Moussaieff Red
- Weight: 5.11 carats (1.022 g)
- Color: Fancy Red
- Cut: Triangular Brilliant
- Country of origin: Brazil
- Mine of origin: Unknown
- Discovered: 1989
- Cut by: William Goldberg Diamond Corp.
- Original owner: Ricardo E. P. Filho
- Owner: Moussaieff Jewellers Ltd.
- Estimated value: $20 million

= Moussaieff Red Diamond =

Largest known red diamond

The Moussaieff Red Diamond (formerly known as the Red Shield Diamond) is a diamond measuring 5.11 carats (1.022 g) with a triangular brilliant cut (sometimes called a trillion or a trilliant cut), rated in color as Fancy Red by the Gemological Institute of America. It is the world's largest known red diamond, the rarest of all diamond colors.

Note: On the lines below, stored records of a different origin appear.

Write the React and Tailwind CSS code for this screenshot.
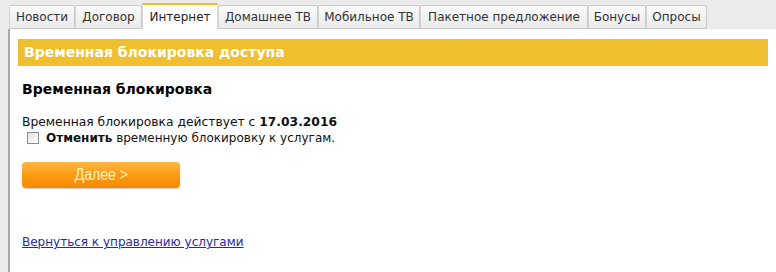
import React from 'react';

const tabs = [
  { name: 'Новости', w: 'w-[66px]' },
  { name: 'Договор', w: 'w-[67px]' },
  { name: 'Интернет', w: 'w-[76px]', active: true },
  { name: 'Домашнее ТВ', w: 'w-[100px]' },
  { name: 'Мобильное ТВ', w: 'w-[102px]' },
  { name: 'Пакетное предложение', w: 'w-[168px]' },
  { name: 'Бонусы', w: 'w-[58px]' },
  { name: 'Опросы', w: 'w-[61px]' },
];

const App = () => {
  return (
    <div
      className="w-[776px] h-[272px] bg-[#ececec] overflow-hidden text-[12.3px] text-[#111]"
      style={{ fontFamily: 'Verdana, "DejaVu Sans", sans-serif' }}
    >
      <div className="flex h-[29px] pl-[9px] pt-[5px] text-[12px]">
        {tabs.map((tab) =>
          tab.active ? (
            <div
              key={tab.name}
              className={`${tab.w} -mt-[2px] h-[26px] bg-white border-t-2 border-t-[#f0bf30] border-x border-x-[#d8d8d8] flex items-center justify-center text-[#222]`}
            >
              {tab.name}
            </div>
          ) : (
            <div
              key={tab.name}
              className={`${tab.w} h-[24px] bg-gradient-to-b from-[#fafafa] to-[#ebebeb] border border-[#c9c9c9] border-l-[#d6d6d6] rounded-t-[2px] flex items-center justify-center text-[#333]`}
            >
              {tab.name}
            </div>
          )
        )}
      </div>
      <div className="ml-[8px] h-[243px] bg-white border-l-2 border-l-[#a8a8a8] pl-[8px] pr-[8px] pt-[10px]">
        <div className="h-[27px] bg-[#f0bf30] flex items-center pl-[6px] text-white font-bold text-[14px]">
          Временная блокировка доступа
        </div>
        <div className="mt-[13px] pl-[4px] font-bold text-[14px] text-black">Временная блокировка</div>
        <div className="mt-[13px] pl-[4px]">
          Временная блокировка действует с <b>17.03.2016</b>
        </div>
        <label className="flex items-center gap-[7px] pl-[9px] -mt-[2px] text-[12px]">
          <span className="w-[12px] h-[12px] border border-[#8c8c8c] bg-gradient-to-br from-[#e2e2e2] to-white inline-block" />
          <span>
            <b>Отменить</b> временную блокировку к услугам.
          </span>
        </label>
        <button
          className="mt-[15px] ml-[4px] w-[158px] h-[26px] rounded-[4px] bg-gradient-to-b from-[#ffb640] via-[#fc9a0f] to-[#f58a05] text-[#fff3c8] text-[16px] shadow-[0_1px_1px_rgba(0,0,0,0.2)]"
          style={{ fontFamily: '"Liberation Sans Narrow", "Liberation Sans", Arial, sans-serif' }}
        >
          <span className="inline-block scale-x-[0.88]">Далее &gt;</span>
        </button>
        <div className="mt-[45px] pl-[4px] text-[12px]">
          <a href="#" className="text-[#2a2a9a] underline">
            Вернуться к управлению услугами
          </a>
        </div>
      </div>
    </div>
  );
};

export default App;
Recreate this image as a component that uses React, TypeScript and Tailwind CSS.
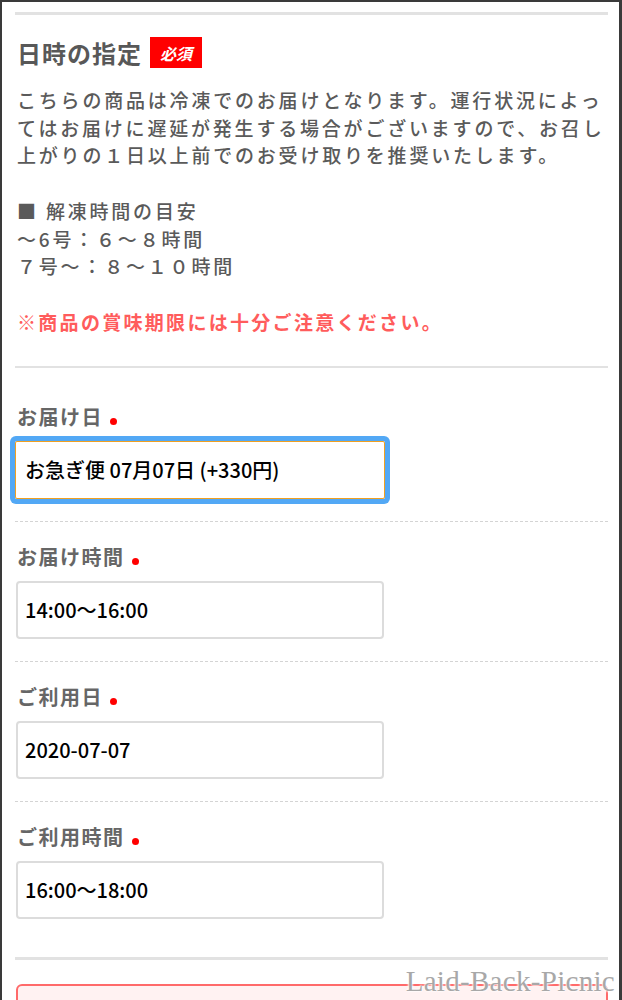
import React from "react";

const jp = { fontFamily: '"Noto Sans CJK JP", "Noto Sans", sans-serif' };

function Field({ label, value, focused, last }: { label: string; value: string; focused?: boolean; last?: boolean }) {
  return (
    <div className={last ? "pt-[21px]" : "pt-[21px] pb-[22px] border-b border-dashed border-[#d4d4d4]"}>
      <div className="flex items-center h-[28px] text-[20px] font-bold text-[#666] tracking-[1.5px] leading-[28px] ml-[2px]">
        <span>{label}</span>
        <span className="ml-[7px] mt-[8px] w-[7px] h-[7px] rounded-full bg-[#ff0000]" />
      </div>
      <div
        className={
          focused
            ? "mt-[10px] w-[370px] h-[58px] ml-[0px] flex items-center pl-[9px] text-[20px] font-medium text-black border border-[#f0a020] rounded-[2px] ring-[5px] ring-[#52a8f5]"
            : "mt-[10px] w-[368px] h-[58px] ml-[1px] flex items-center pl-[7px] text-[20px] font-medium text-black border-2 border-[#dcdcdc] rounded-[4px]"
        }
      >
        {value}
      </div>
    </div>
  );
}

export default function App() {
  return (
    <div
      className="relative w-[622px] h-[1000px] overflow-hidden bg-white border-l-2 border-t-2 border-r-[3px] border-[#3a3a3a]"
      style={jp}
    >
      <div className="px-[13px] pr-[11px]">
        <div className="mt-[10px] h-[3px] bg-[#e2e2e2]" />
        <div className="mt-[22px] flex items-center h-[31px]">
          <span className="text-[24px] font-bold text-[#585858] leading-[31px] ml-[2px] tracking-[1px]">日時の指定</span>
          <span className="ml-[8px] h-[31px] w-[52px] flex items-center justify-center bg-[#ff0000] text-white text-[16px] font-bold italic">
            必須
          </span>
        </div>
        <div className="mt-[18px] ml-[2px] text-[19px] font-medium text-[#5a5a5a] tracking-[2.8px] leading-[27.7px] whitespace-nowrap">
          <div>こちらの商品は冷凍でのお届けとなります。運行状況によっ</div>
          <div>てはお届けに遅延が発生する場合がございますので、お召し</div>
          <div>上がりの１日以上前でのお受け取りを推奨いたします。</div>
          <div>&nbsp;</div>
          <div>■ 解凍時間の目安</div>
          <div>～6号：６～８時間</div>
          <div>７号～：８～１０時間</div>
          <div>&nbsp;</div>
          <div className="font-bold text-[#ff5c5c] tracking-[2.3px]">※商品の賞味期限には十分ご注意ください。</div>
        </div>
        <div className="mt-[31px] h-[2px] bg-[#e2e2e2]" />
        <div className="mt-[14px]">
          <Field label="お届け日" value="お急ぎ便 07月07日 (+330円)" focused />
          <Field label="お届け時間" value="14:00～16:00" />
          <Field label="ご利用日" value="2020-07-07" />
          <Field label="ご利用時間" value="16:00～18:00" last />
        </div>
        <div className="mt-[38px] h-[3px] bg-[#e2e2e2]" />
        <div className="mt-[24px] ml-[1px] h-[60px] border-2 border-[#ff6a6a] bg-[#fff2f2] rounded-t-[6px]" />
      </div>
      <div
        className="absolute right-[4px] bottom-[4px] text-[29px] text-[#a8a8a8] leading-none tracking-[0.3px]"
        style={{ fontFamily: '"Liberation Serif", serif', textShadow: "0 0 2px #fff, 0 0 2px #fff, 0 0 3px #fff" }}
      >
        Laid-Back-Picnic
      </div>
    </div>
  );
}
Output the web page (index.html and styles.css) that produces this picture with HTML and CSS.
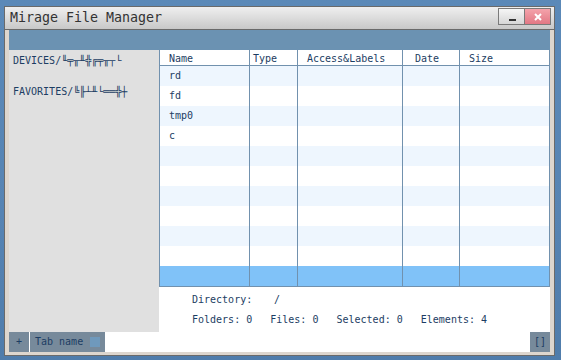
FILE: index.html
```html
<!DOCTYPE html>
<html lang="en">
<head>
    <meta charset="UTF-8">
    <meta name="viewport" content="width=device-width, initial-scale=1.0">
    <title>Mirage File Manager</title>
    <link rel="stylesheet" href="styles.css">
</head>
<body>
    <div class="window">
        <div class="titlebar">
            <span class="title">Mirage File Manager</span>
            <div class="controls">
                <button class="btn-min" type="button"></button>
                <button class="btn-close" type="button">
                    <svg width="8" height="8" viewBox="0 0 8 8"><path d="M1 1L7 7M7 1L1 7" stroke="#fff" stroke-width="2"/></svg>
                </button>
            </div>
        </div>
        <div class="toolbar"></div>
        <div class="main">
            <div class="sidebar">
                <div class="side-item">DEVICES/╙╤╥╨╬╔╤╥┬└</div>
                <div class="side-item">FAVORITES/╚╟┴╨└══╬┼</div>
            </div>
            <div class="content">
                <div class="table">
                    <div class="row head">
                        <div class="cell c-name">Name</div>
                        <div class="cell c-type">Type</div>
                        <div class="cell c-access">Access&amp;Labels</div>
                        <div class="cell c-date">Date</div>
                        <div class="cell c-size">Size</div>
                    </div>
                    <div class="row"><div class="cell c-name">rd</div><div class="cell"></div><div class="cell"></div><div class="cell"></div><div class="cell"></div></div>
                    <div class="row"><div class="cell c-name">fd</div><div class="cell"></div><div class="cell"></div><div class="cell"></div><div class="cell"></div></div>
                    <div class="row"><div class="cell c-name">tmp0</div><div class="cell"></div><div class="cell"></div><div class="cell"></div><div class="cell"></div></div>
                    <div class="row"><div class="cell c-name">c</div><div class="cell"></div><div class="cell"></div><div class="cell"></div><div class="cell"></div></div>
                    <div class="row"><div class="cell"></div><div class="cell"></div><div class="cell"></div><div class="cell"></div><div class="cell"></div></div>
                    <div class="row"><div class="cell"></div><div class="cell"></div><div class="cell"></div><div class="cell"></div><div class="cell"></div></div>
                    <div class="row"><div class="cell"></div><div class="cell"></div><div class="cell"></div><div class="cell"></div><div class="cell"></div></div>
                    <div class="row"><div class="cell"></div><div class="cell"></div><div class="cell"></div><div class="cell"></div><div class="cell"></div></div>
                    <div class="row"><div class="cell"></div><div class="cell"></div><div class="cell"></div><div class="cell"></div><div class="cell"></div></div>
                    <div class="row"><div class="cell"></div><div class="cell"></div><div class="cell"></div><div class="cell"></div><div class="cell"></div></div>
                    <div class="row selected"><div class="cell"></div><div class="cell"></div><div class="cell"></div><div class="cell"></div><div class="cell"></div></div>
                </div>
                <div class="info">
                    <div class="info-line"><span class="dir-label">Directory:</span>/</div>
                    <div class="info-line">Folders: 0   Files: 0   Selected: 0   Elements: 4</div>
                </div>
            </div>
        </div>
        <div class="bottombar">
            <div class="bbtn">+</div>
            <div class="tab">Tab name<span class="tab-close"></span></div>
            <div class="spacer"></div>
            <div class="bbtn">[]</div>
        </div>
    </div>
</body>
</html>
```

FILE: styles.css
```css
/* Mirage desktop */
body {
    margin: 0;
    height: 360px;
    overflow: hidden;
    background: linear-gradient(180deg, #5b89b8 0%, #5784b3 60%, #4f7cab 100%);
    font-family: "DejaVu Sans Mono", monospace;
    font-size: 10px;
    color: #1c3d63;
}
.window {
    margin: 6px 0 0 4px;
    width: 549px;
    border: 1px solid #6a6a6a;
    background-color: #ddd6ce;
}
.titlebar {
    display: flex;
    align-items: flex-start;
    height: 22px;
    border-bottom: 1px solid #6a6a6a;
    background: linear-gradient(180deg, #efefef 0%, #dcdcdc 50%, #c8c8c8 100%);
}
.title {
    padding-left: 5px;
    font-size: 13.3px;
    line-height: 22px;
    color: #333;
}
.controls {
    display: flex;
    margin-left: auto;
    margin-right: 3px;
    padding-top: 1px;
}
.controls button {
    width: 27px;
    height: 17px;
    padding: 0;
    border: 1px solid #7a7a7a;
    display: flex;
    align-items: center;
    justify-content: center;
    cursor: pointer;
}
.btn-min {
    position: relative;
    background: linear-gradient(180deg, #f6f6f6 0%, #d6d6d6 100%);
}
.btn-min::after {
    content: "";
    position: absolute;
    left: 10px;
    top: 10px;
    width: 7px;
    height: 2px;
    background-color: #333;
}
.btn-close {
    margin-left: -1px;
    background: linear-gradient(180deg, #f4a3ab 0%, #e27884 100%);
}
.toolbar {
    height: 20px;
    margin: 0 4px;
    background-color: #6b92b2;
}
.main {
    display: flex;
    height: 282px;
    margin: 0 4px;
}
.sidebar {
    width: 146px;
    padding: 1px 0 0 4px;
    background-color: #e0e0e0;
}
.side-item {
    line-height: 20px;
    margin-bottom: 11px;
    white-space: pre;
}
.content {
    flex: 1;
    display: flex;
    flex-direction: column;
    background-color: #fff;
}
.table {
    border-left: 1px solid #7191ae;
}
.row {
    display: grid;
    grid-template-columns: 90px 48px 105px 57px 90px;
    height: 20px;
    line-height: 20px;
}
.row:nth-child(even) {
    background-color: #eef6fe;
}
.row.head {
    height: 15px;
    line-height: 12px;
    border-bottom: 1px solid #7191ae;
    background-color: #fff;
}
.row.head .cell {
    padding-top: 3px;
}
.row.selected {
    background-color: #80c2f8;
    border-bottom: 1px solid #7191ae;
}
.cell {
    border-right: 1px solid #7191ae;
    white-space: pre;
    overflow: hidden;
}
.c-name {
    padding-left: 9px;
}
.c-type {
    padding-left: 3px;
}
.c-access {
    padding-left: 9px;
}
.c-date {
    padding-left: 12px;
}
.c-size {
    padding-left: 9px;
}
.info {
    flex: 1;
    padding: 3px 0 0 33px;
    line-height: 20px;
}
.info-line {
    white-space: pre;
}
.dir-label {
    display: inline-block;
    width: 82px;
}
.bottombar {
    display: flex;
    height: 20px;
    margin: 0 4px 3px 4px;
    background-color: #fff;
    line-height: 20px;
}
.bbtn {
    width: 20px;
    text-align: center;
    background-color: #778a9b;
}
.tab {
    display: flex;
    align-items: center;
    margin-left: 1px;
    padding: 0 5px;
    background-color: #778a9b;
}
.tab-close {
    width: 10px;
    height: 10px;
    margin-left: 7px;
    background-color: #6f99bc;
}
.spacer {
    flex: 1;
}
```
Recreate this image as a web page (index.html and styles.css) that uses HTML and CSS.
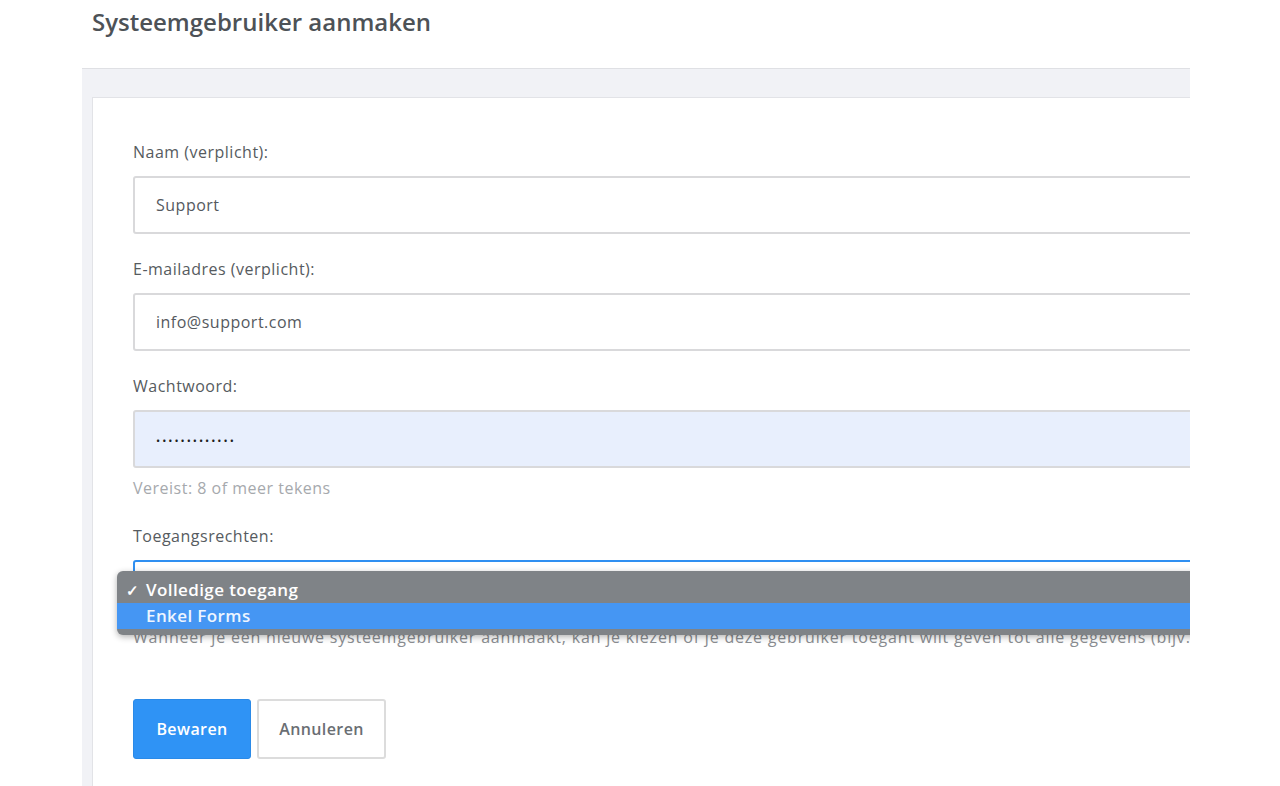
FILE: index.html
```html
<!DOCTYPE html>
<html lang="nl">
<head>
    <meta charset="UTF-8">
    <meta name="viewport" content="width=device-width, initial-scale=1.0">
    <title>Systeemgebruiker aanmaken</title>
    <link rel="stylesheet" href="styles.css">
</head>
<body>
    <div class="page">
        <h1 class="title">Systeemgebruiker aanmaken</h1>

        <div class="panel">
            <div class="card">
                <form class="form">
                    <div class="field">
                        <label class="label" for="naam">Naam (verplicht):</label>
                        <input class="input" id="naam" type="text" value="Support">
                    </div>

                    <div class="field">
                        <label class="label" for="email">E-mailadres (verplicht):</label>
                        <input class="input" id="email" type="text" value="info@support.com">
                    </div>

                    <div class="field">
                        <label class="label" for="pass">Wachtwoord:</label>
                        <div class="input input-password" id="pass">•••••••••••••</div>
                        <div class="hint">Vereist: 8 of meer tekens</div>
                    </div>

                    <div class="field field-select">
                        <label class="label">Toegangsrechten:</label>
                        <div class="select-wrap">
                            <div class="input select"></div>
                            <!-- open native menu -->
                            <div class="menu">
                                <div class="menu-item checked"><span class="check">✓</span>Volledige toegang</div>
                                <div class="menu-item active">Enkel Forms</div>
                            </div>
                        </div>
                        <div class="desc">Wanneer je een nieuwe systeemgebruiker aanmaakt, kan je kiezen of je deze gebruiker toegant wilt geven tot alle gegevens (bijv.</div>
                    </div>

                    <div class="actions">
                        <button type="button" class="btn btn-primary">Bewaren</button>
                        <button type="button" class="btn btn-default">Annuleren</button>
                    </div>
                </form>
            </div>
        </div>
    </div>
</body>
</html>
```

FILE: styles.css
```css
body {
    margin: 0;
    background-color: #fff;
    font-family: "Open Sans", Lato, Arial, sans-serif;
    color: #555a5f;
}
.page {
    width: 1190px;
    height: 786px;
    overflow: hidden;
}
.title {
    margin: 0;
    padding: 6px 0 0 92px;
    height: 68px;
    box-sizing: border-box;
    font-size: 24px;
    font-weight: 600;
    line-height: 32px;
    color: #4d5257;
}
.panel {
    margin-left: 82px;
    width: 1300px;
    height: 720px;
    padding: 28px 0 0 10px;
    box-sizing: border-box;
    background-color: #f1f2f6;
    border-top: 1px solid #dfe0e4;
}
.card {
    background-color: #fff;
    border: 1px solid #e2e3e7;
    padding: 44px 40px 40px 40px;
    height: 800px;
}
.field {
    margin-bottom: 25px;
}
.label {
    display: block;
    font-size: 16px;
    letter-spacing: 0.5px;
    line-height: 20px;
    margin-bottom: 14px;
    color: #565b60;
}
.input {
    display: block;
    width: 1150px;
    height: 58px;
    box-sizing: border-box;
    padding: 0 21px;
    border: 2px solid #d9d9db;
    border-radius: 3px;
    font-family: inherit;
    font-size: 16px;
    letter-spacing: 0.5px;
    color: #55595e;
    background-color: #fff;
    outline: none;
}
.input-password {
    background-color: #e8effd;
    font-size: 11px;
    padding-top: 3px;
    line-height: 51px;
    letter-spacing: 2px;
    color: #1e1e1e;
}
.hint {
    margin-top: 10px;
    font-size: 16px;
    letter-spacing: 0.5px;
    line-height: 20px;
    color: #a6a9ad;
}
.field-select .label {
    margin-top: 28px;
}
.select-wrap {
    position: relative;
}
.select {
    border-color: #2f8ff1;
}
.menu {
    position: absolute;
    left: -16px;
    top: 11px;
    width: 1200px;
    padding: 6px 0;
    background-color: #7f8387;
    border-radius: 6px;
    box-shadow: 0 2px 6px rgba(0, 0, 0, 0.3);
}
.menu-item {
    height: 26px;
    line-height: 26px;
    padding-left: 29px;
    font-size: 17px;
    letter-spacing: 0.4px;
    font-weight: 600;
    color: #fff;
    position: relative;
}
.menu-item.active {
    background-color: #4596f3;
    color: #eef5ff;
}
.check {
    position: absolute;
    left: 9px;
    font-size: 15px;
}
.desc {
    margin-top: 10px;
    font-size: 16px;
    letter-spacing: 0.8px;
    line-height: 18px;
    color: #8a8d91;
    white-space: nowrap;
}
.actions {
    margin-top: 53px;
    display: flex;
    gap: 6px;
}
.btn {
    height: 60px;
    border-radius: 3px;
    font-family: inherit;
    font-size: 16px;
    letter-spacing: 0.4px;
    font-weight: 600;
    cursor: pointer;
}
.btn-primary {
    width: 118px;
    background-color: #2f93f5;
    border: 1px solid #2a8ae8;
    color: #fff;
}
.btn-default {
    width: 129px;
    background-color: #fff;
    border: 2px solid #dcdcdc;
    color: #6a6e73;
}
```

The Moussaieff Red was discovered by a Brazilian garimpeiro named Ze Tatu in a manual digging in the district of Major Porto in 1989, in a region known as Noroeste de Minas in the state of Minas Gerais. The rough stone weighed 13.9 carats (2.78 g). The diamond was purchased and cut by the William Goldberg Diamond Corp., where it went by its original name, the Red Shield. It was purchased in 2001 or 2002 by Shlomo Moussaieff, an Israeli-born jewelry dealer in London. It is currently owned by Moussaieff Jewellers Ltd.

The Moussaieff Red was displayed in 2003 as part of the Smithsonian Institution's "The Splendor of Diamonds" exhibit, alongside The De Beers Millennium Star and The Heart of Eternity.